[Stated task]
Repeat the material below exactly, with no pictures.

-- BEGIN Given information --

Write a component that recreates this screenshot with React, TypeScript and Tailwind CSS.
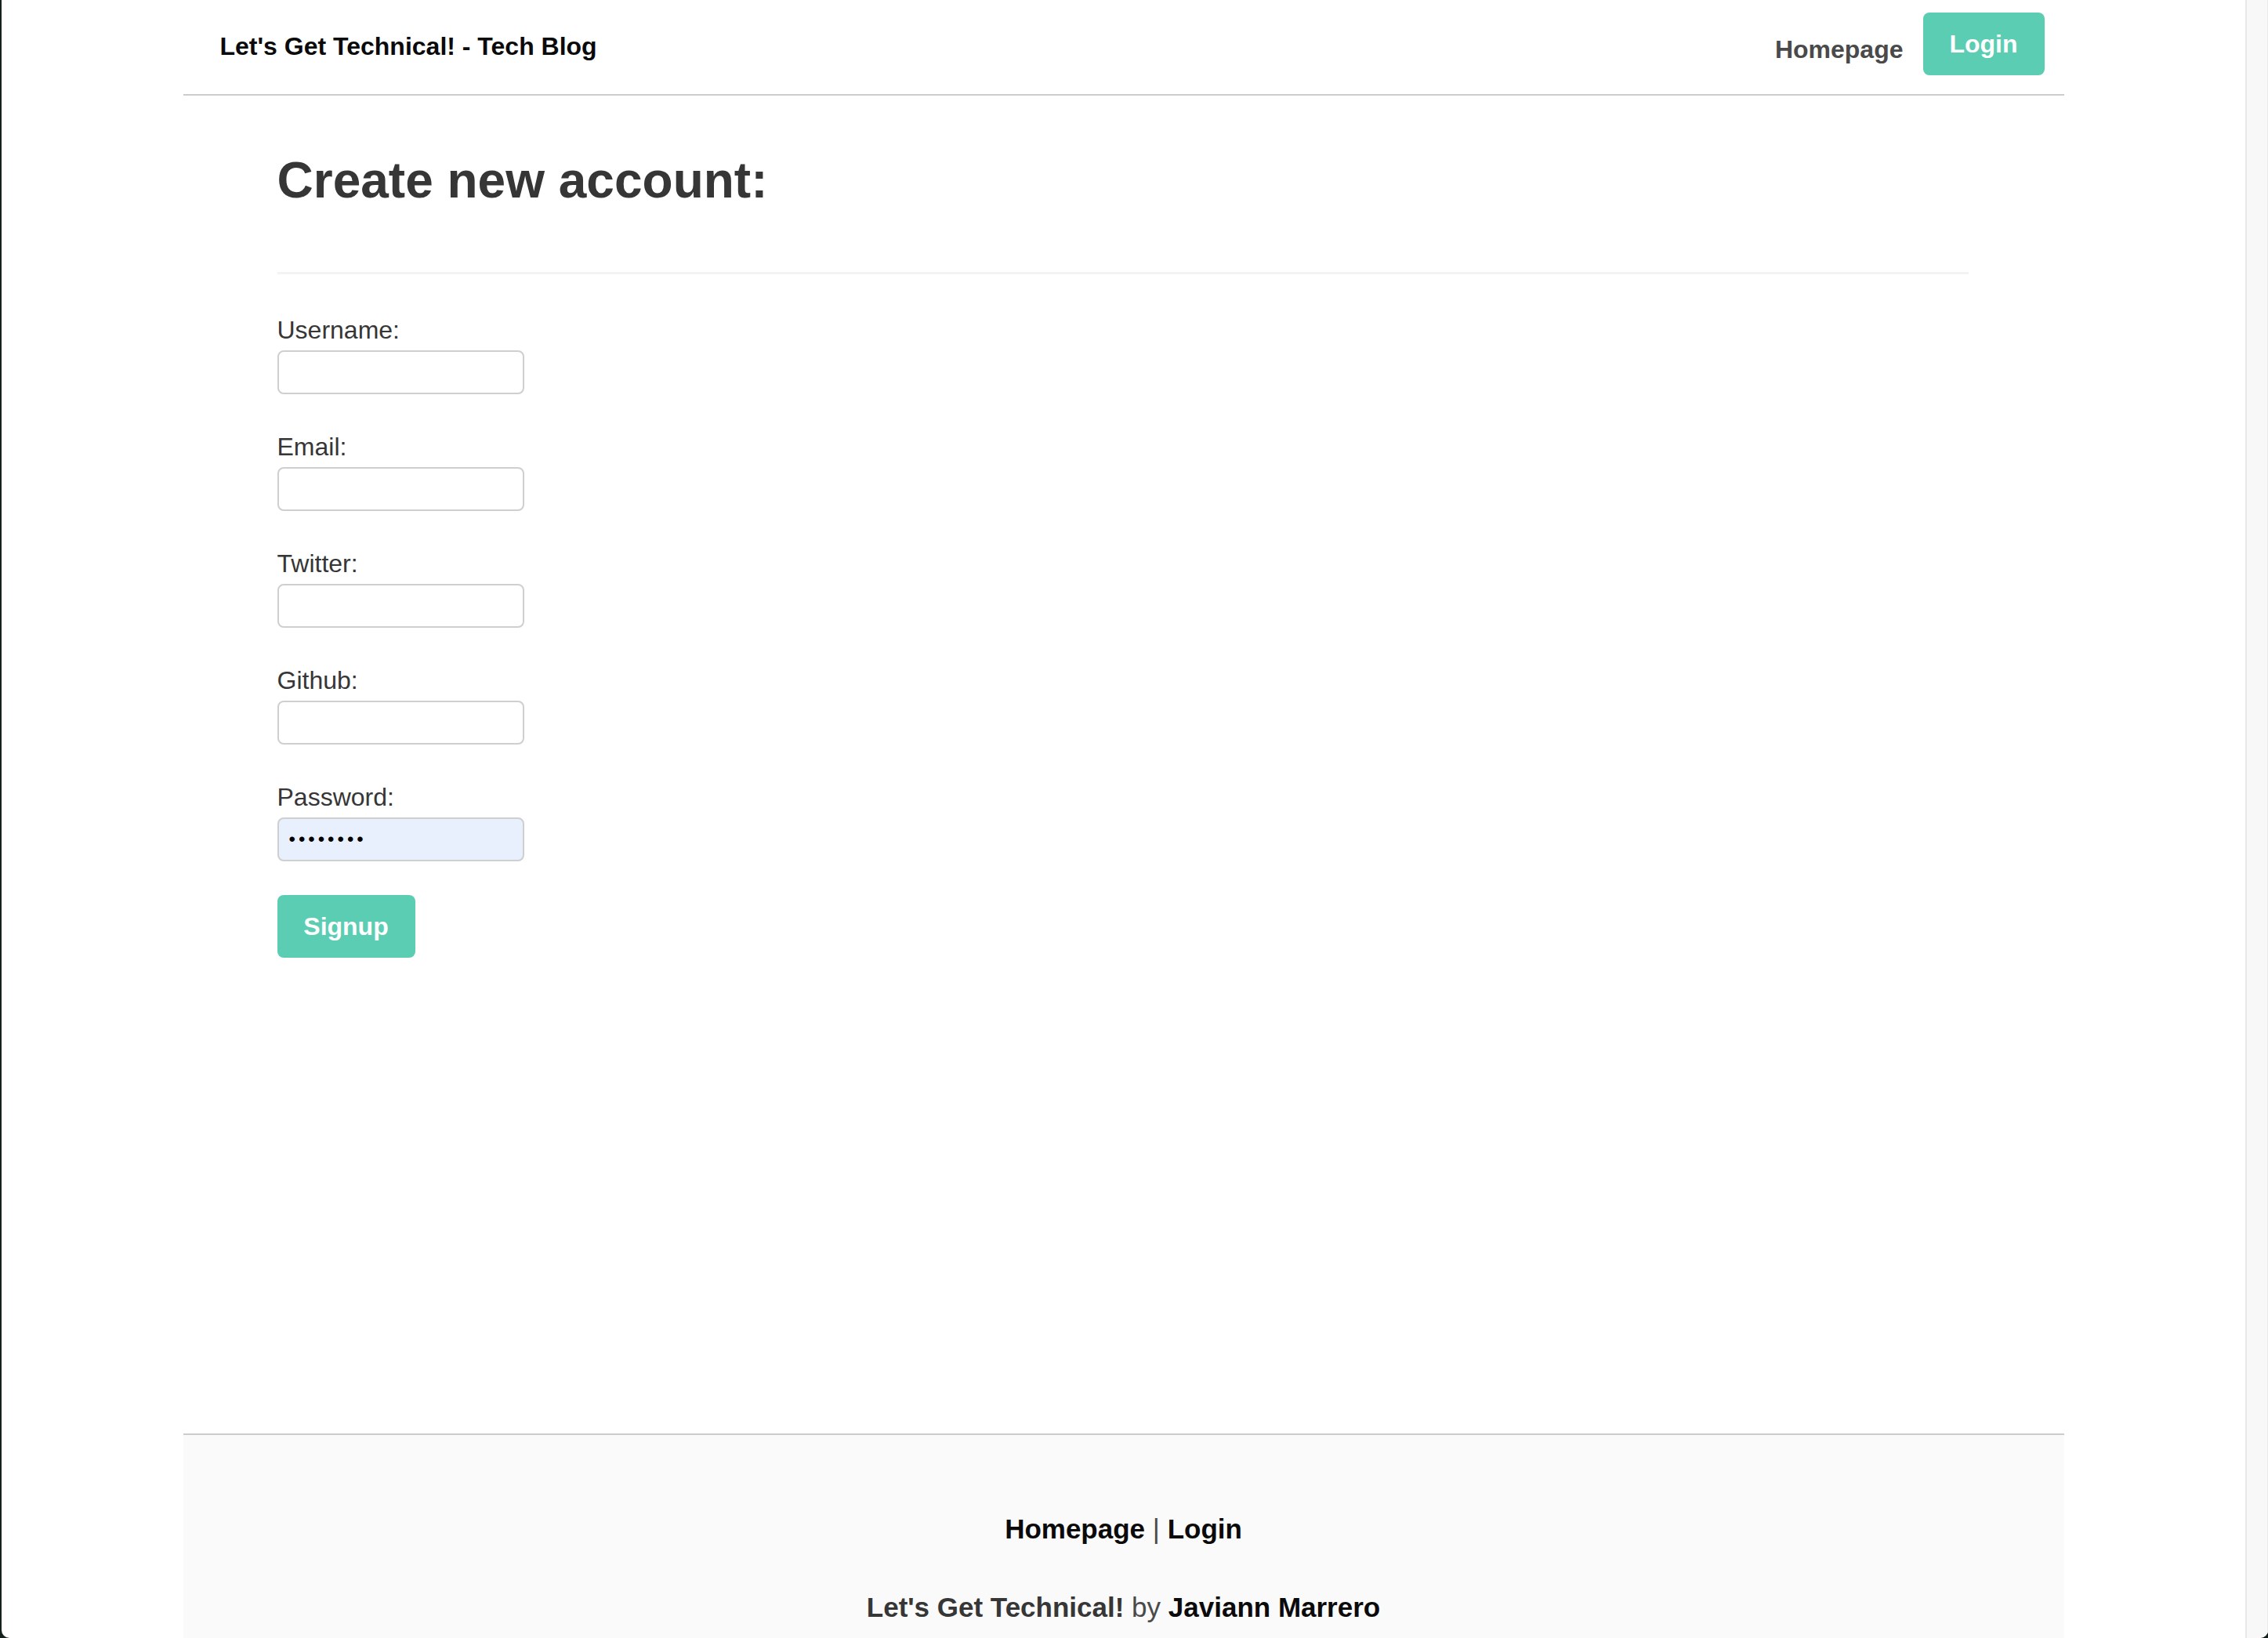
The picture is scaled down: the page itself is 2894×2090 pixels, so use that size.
import React from "react";

const font = { fontFamily: '"Liberation Sans", Arial, Helvetica, sans-serif' };

const fields = [
  { label: "Username:", type: "text" },
  { label: "Email:", type: "email" },
  { label: "Twitter:", type: "text" },
  { label: "Github:", type: "text" },
];

function Field({ label, type }: { label: string; type: string }) {
  return (
    <div className="mb-[44px]">
      <label className="block text-[32px] leading-[46px] text-[#363636]">
        {label}
      </label>
      <input
        type={type}
        className="mt-[3px] block w-[315px] h-[56px] rounded-[8px] border-2 border-[#cfcfcf] bg-white px-[13px] outline-none"
      />
    </div>
  );
}

export default function App() {
  return (
    <div
      className="w-[2894px] h-[2090px] bg-[#14201c] pl-[2px] overflow-hidden"
      style={font}
    >
      <div className="flex h-full rounded-b-[10px] overflow-hidden bg-white">
        <div className="flex-1 flex flex-col">
          <div className="w-[2400px] mx-auto flex flex-col flex-1">
            {/* Navbar */}
            <header className="h-[122px] border-b-2 border-[#cccccc] flex items-start justify-between pl-[47px] pr-[25px]">
              <a className="mt-[39px] text-[32px] leading-[40px] font-bold text-[#0a0a0a]">
                Let's Get Technical! - Tech Blog
              </a>
              <nav className="flex items-start gap-[25px]">
                <a className="mt-[43px] text-[32px] leading-[40px] font-bold text-[#4a4a4a]">
                  Homepage
                </a>
                <button className="mt-[16px] h-[80px] w-[155px] rounded-[8px] bg-[#5bcdb3] text-white text-[32px] leading-[40px] font-bold">
                  Login
                </button>
              </nav>
            </header>

            {/* Signup form */}
            <main className="h-[1707px] pl-[120px] pr-[122px]">
              <h1 className="mt-[73px] text-[64px] leading-[71px] font-bold text-[#363636]">
                Create new account:
              </h1>
              <div className="mt-[81px] h-[3px] bg-[#f3f3f3]" />
              <form className="mt-[48px]">
                {fields.map((f) => (
                  <Field key={f.label} label={f.label} type={f.type} />
                ))}
                <div>
                  <label className="block text-[32px] leading-[46px] text-[#363636]">
                    Password:
                  </label>
                  <input
                    type="text"
                    defaultValue="••••••••"
                    readOnly
                    className="mt-[3px] block w-[315px] h-[56px] rounded-[8px] border-2 border-[#cfcfcf] bg-[#e8f0fe] px-[13px] text-[24px] tracking-[4px] text-black outline-none"
                  />
                </div>
                <button
                  type="button"
                  className="mt-[43px] h-[80px] w-[176px] rounded-[8px] bg-[#5bcdb3] text-white text-[32px] leading-[40px] font-bold"
                >
                  Signup
                </button>
              </form>
            </main>

            {/* Footer */}
            <footer className="border-t-2 border-[#cccccc] bg-[#fafafa] pt-[94px] pb-[120px] text-center text-[35px] leading-[52px]">
              <p>
                <a className="font-bold text-[#0a0a0a]">Homepage</a>{" "}
                <span className="text-[#4a4a4a]">|</span>{" "}
                <a className="font-bold text-[#0a0a0a]">Login</a>
              </p>
              <p className="mt-[48px] text-[#4a4a4a]">
                <strong className="text-[#363636]">Let's Get Technical!</strong>{" "}
                by <a className="font-bold text-[#0a0a0a]">Javiann Marrero</a>
              </p>
            </footer>
          </div>
        </div>
        {/* scrollbar track */}
        <div className="w-[29px] bg-[#f8f8f8] border-l-2 border-[#e8e8e8] border-r border-r-[#ececec]" />
      </div>
    </div>
  );
}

-- END Given information --

[Response to this task]
Write a component that recreates this screenshot with React, TypeScript and Tailwind CSS.
The picture is scaled down: the page itself is 2894×2090 pixels, so use that size.
import React from "react";

const font = { fontFamily: '"Liberation Sans", Arial, Helvetica, sans-serif' };

const fields = [
  { label: "Username:", type: "text" },
  { label: "Email:", type: "email" },
  { label: "Twitter:", type: "text" },
  { label: "Github:", type: "text" },
];

function Field({ label, type }: { label: string; type: string }) {
  return (
    <div className="mb-[44px]">
      <label className="block text-[32px] leading-[46px] text-[#363636]">
        {label}
      </label>
      <input
        type={type}
        className="mt-[3px] block w-[315px] h-[56px] rounded-[8px] border-2 border-[#cfcfcf] bg-white px-[13px] outline-none"
      />
    </div>
  );
}

export default function App() {
  return (
    <div
      className="w-[2894px] h-[2090px] bg-[#14201c] pl-[2px] overflow-hidden"
      style={font}
    >
      <div className="flex h-full rounded-b-[10px] overflow-hidden bg-white">
        <div className="flex-1 flex flex-col">
          <div className="w-[2400px] mx-auto flex flex-col flex-1">
            {/* Navbar */}
            <header className="h-[122px] border-b-2 border-[#cccccc] flex items-start justify-between pl-[47px] pr-[25px]">
              <a className="mt-[39px] text-[32px] leading-[40px] font-bold text-[#0a0a0a]">
                Let's Get Technical! - Tech Blog
              </a>
              <nav className="flex items-start gap-[25px]">
                <a className="mt-[43px] text-[32px] leading-[40px] font-bold text-[#4a4a4a]">
                  Homepage
                </a>
                <button className="mt-[16px] h-[80px] w-[155px] rounded-[8px] bg-[#5bcdb3] text-white text-[32px] leading-[40px] font-bold">
                  Login
                </button>
              </nav>
            </header>

            {/* Signup form */}
            <main className="h-[1707px] pl-[120px] pr-[122px]">
              <h1 className="mt-[73px] text-[64px] leading-[71px] font-bold text-[#363636]">
                Create new account:
              </h1>
              <div className="mt-[81px] h-[3px] bg-[#f3f3f3]" />
              <form className="mt-[48px]">
                {fields.map((f) => (
                  <Field key={f.label} label={f.label} type={f.type} />
                ))}
                <div>
                  <label className="block text-[32px] leading-[46px] text-[#363636]">
                    Password:
                  </label>
                  <input
                    type="text"
                    defaultValue="••••••••"
                    readOnly
                    className="mt-[3px] block w-[315px] h-[56px] rounded-[8px] border-2 border-[#cfcfcf] bg-[#e8f0fe] px-[13px] text-[24px] tracking-[4px] text-black outline-none"
                  />
                </div>
                <button
                  type="button"
                  className="mt-[43px] h-[80px] w-[176px] rounded-[8px] bg-[#5bcdb3] text-white text-[32px] leading-[40px] font-bold"
                >
                  Signup
                </button>
              </form>
            </main>

            {/* Footer */}
            <footer className="border-t-2 border-[#cccccc] bg-[#fafafa] pt-[94px] pb-[120px] text-center text-[35px] leading-[52px]">
              <p>
                <a className="font-bold text-[#0a0a0a]">Homepage</a>{" "}
                <span className="text-[#4a4a4a]">|</span>{" "}
                <a className="font-bold text-[#0a0a0a]">Login</a>
              </p>
              <p className="mt-[48px] text-[#4a4a4a]">
                <strong className="text-[#363636]">Let's Get Technical!</strong>{" "}
                by <a className="font-bold text-[#0a0a0a]">Javiann Marrero</a>
              </p>
            </footer>
          </div>
        </div>
        {/* scrollbar track */}
        <div className="w-[29px] bg-[#f8f8f8] border-l-2 border-[#e8e8e8] border-r border-r-[#ececec]" />
      </div>
    </div>
  );
}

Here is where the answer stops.